525,600 Minutes, of Which 109,200 Are Yours

Killer life or couch-ridden exhaustion? Your call.
As I wind down one of the toughest projects of my career, I find myself thinking of two things: I work entirely too many hours, and I miraculously have a pretty decent quality of life. I put my kids to bed at night, go running with friends, take the motorcycle or bicycle out on weekends, and generally keep the momentum up. Here's the breakdown:

Early morning: Get up early as hell to go running and get kids out the door
Morning, Afternoon, Early Evening: Work, work, work
Evening: Dinner, hang out with kids for an hour, walk the dog
10:00 PM: Freedom! Quiet! Work panic notwithstanding, here's the free time.

Weekends are better, but I only assume 10 hours per day of 'free' activity, since there are planes to catch, bills to pay, and dance recitals, softball/baseball games, and birthday parties. So... many... birthdays... I'm at Target almost every weekend buying some Journey Girl thing or Lego set to celebrate the birth of someone or other.

So... self-actualization in spite of the clutter of daily life? The secret: Kick television out of your life. There is no other way. Spending less time in bars is probably a good idea, but I have this thing about not trusting teetotalers.

In a broad sense, I carve out about 10 hours a week to read and another 8-10 to exercise. In the grand scheme of things, that's a lot of 'me' time for 50-60 hour workweeks and raising kids. Granted, the kids get the short straw, and I'm trying very hard to do better with my weekday parenting, but this isn't about them.

About that secret. Taking TV out of your life immediately flips the script. Instead of vapid consumer, your brain is going in the opposite direction; production. Thinking about your next move in life, solving work problems with the freedom from immediate crises, dreaming of where you want to go next, freeing up time to talk to your special someone, learn something, and in general, be a better you. All of this momentum, activity, and thought give you better depth and breadth to solve the work problems, run that fantasy sports league or Ragnar team, and frees up time to live life, instead of watching people on TV pull you down by showing the life you could have (or a sparkly Hollywood version of it), if only you weren't sitting passively in front of an LCD screen absorbing product placement.

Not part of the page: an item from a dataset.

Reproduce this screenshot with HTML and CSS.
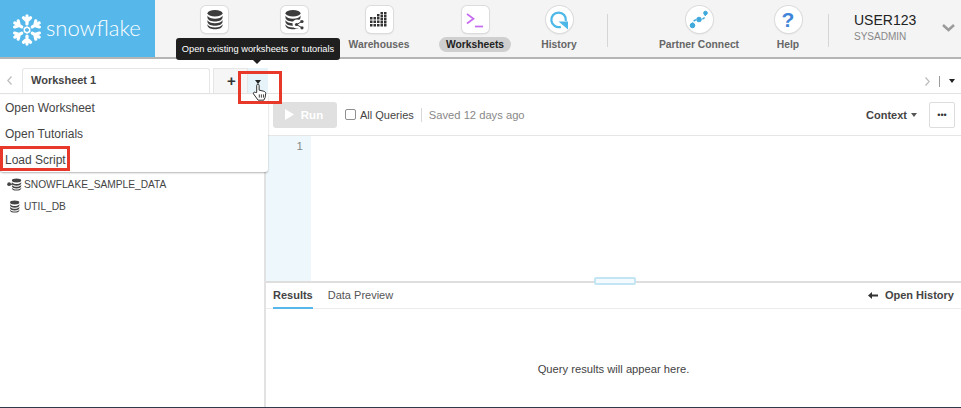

Trust me- the only thing lost from eschewing TV is the ability to gab about GoT, NFL, or The Bachelorette at work or those awkward first few minutes of a plane flight. However, a quick glance at Reality Steve or a Google search will keep you up to date at a 'survival' level at the water cooler. Naturally, the subterfuge won't hold up if you're in the conversation too long, but it'll keep you out of the general ostracism that goes with being a non-TV watcher. Live well!